Type out the complete listing below word for word, without its pictures.

========================

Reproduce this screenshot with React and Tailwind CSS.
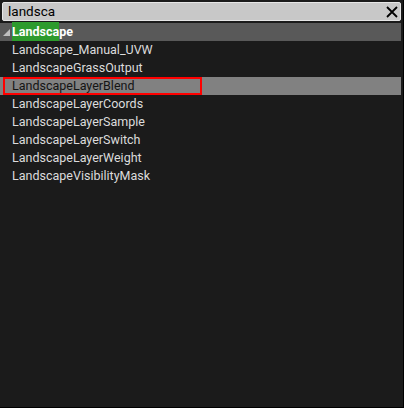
import React from 'react';

const items = [
  'Landscape_Manual_UVW',
  'LandscapeGrassOutput',
  'LandscapeLayerBlend',
  'LandscapeLayerCoords',
  'LandscapeLayerSample',
  'LandscapeLayerSwitch',
  'LandscapeLayerWeight',
  'LandscapeVisibilityMask',
];

export default function App() {
  return (
    <div className="w-[404px] h-[408px] bg-black" style={{ fontFamily: 'Roboto, sans-serif' }}>
      <div className="w-[403px] h-[407px] bg-[#1b1b1b] flex flex-col">
        <div className="px-[2px] pt-[2px] pb-[2px]">
          <div className="h-[19px] bg-[#c8c8c8] border border-[#e6e6e6] rounded-[2px] flex items-center pl-[5px] pr-[2px]">
            <span className="flex-1 text-[13.5px] text-black leading-none">landsca</span>
            <svg width="12" height="12" viewBox="0 0 12 12" className="shrink-0">
              <path d="M1 1 L11 11 M11 1 L1 11" stroke="#000" strokeWidth="1.8" />
            </svg>
          </div>
        </div>
        <div className="h-[18px] mr-[2px] bg-[#595959] flex items-center">
          <svg width="8" height="8" viewBox="0 0 8 8" className="ml-[3px] mt-[2px]">
            <polygon points="7,0 7,7 0,7" fill="#bdbdbd" />
          </svg>
          <span className="ml-[1px] text-[12.5px] font-bold text-white leading-none">
            <span className="bg-[#2d9b2d] py-[2px]">Landsca</span>pe
          </span>
        </div>
        <div className="flex flex-col">
          {items.map((t, i) => (
            <div
              key={t}
              className={
                'h-[18px] mr-[2px] flex items-center ' +
                (i === 2 ? 'bg-[#818181]' : '')
              }
            >
              {i === 2 ? (
                <div className="ml-[3px] w-[199px] h-[18px] border-2 border-[#ff0000] flex items-center pl-[7px]">
                  <span className="text-[12.5px] text-[#141414] leading-none">{t}</span>
                </div>
              ) : (
                <span className="ml-[12px] text-[12.5px] text-[#dcdcdc] leading-none">{t}</span>
              )}
            </div>
          ))}
        </div>
      </div>
    </div>
  );
}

========================

- Reply
Reproduce this screenshot with React and Tailwind CSS.
import React from 'react';

const items = [
  'Landscape_Manual_UVW',
  'LandscapeGrassOutput',
  'LandscapeLayerBlend',
  'LandscapeLayerCoords',
  'LandscapeLayerSample',
  'LandscapeLayerSwitch',
  'LandscapeLayerWeight',
  'LandscapeVisibilityMask',
];

export default function App() {
  return (
    <div className="w-[404px] h-[408px] bg-black" style={{ fontFamily: 'Roboto, sans-serif' }}>
      <div className="w-[403px] h-[407px] bg-[#1b1b1b] flex flex-col">
        <div className="px-[2px] pt-[2px] pb-[2px]">
          <div className="h-[19px] bg-[#c8c8c8] border border-[#e6e6e6] rounded-[2px] flex items-center pl-[5px] pr-[2px]">
            <span className="flex-1 text-[13.5px] text-black leading-none">landsca</span>
            <svg width="12" height="12" viewBox="0 0 12 12" className="shrink-0">
              <path d="M1 1 L11 11 M11 1 L1 11" stroke="#000" strokeWidth="1.8" />
            </svg>
          </div>
        </div>
        <div className="h-[18px] mr-[2px] bg-[#595959] flex items-center">
          <svg width="8" height="8" viewBox="0 0 8 8" className="ml-[3px] mt-[2px]">
            <polygon points="7,0 7,7 0,7" fill="#bdbdbd" />
          </svg>
          <span className="ml-[1px] text-[12.5px] font-bold text-white leading-none">
            <span className="bg-[#2d9b2d] py-[2px]">Landsca</span>pe
          </span>
        </div>
        <div className="flex flex-col">
          {items.map((t, i) => (
            <div
              key={t}
              className={
                'h-[18px] mr-[2px] flex items-center ' +
                (i === 2 ? 'bg-[#818181]' : '')
              }
            >
              {i === 2 ? (
                <div className="ml-[3px] w-[199px] h-[18px] border-2 border-[#ff0000] flex items-center pl-[7px]">
                  <span className="text-[12.5px] text-[#141414] leading-none">{t}</span>
                </div>
              ) : (
                <span className="ml-[12px] text-[12.5px] text-[#dcdcdc] leading-none">{t}</span>
              )}
            </div>
          ))}
        </div>
      </div>
    </div>
  );
}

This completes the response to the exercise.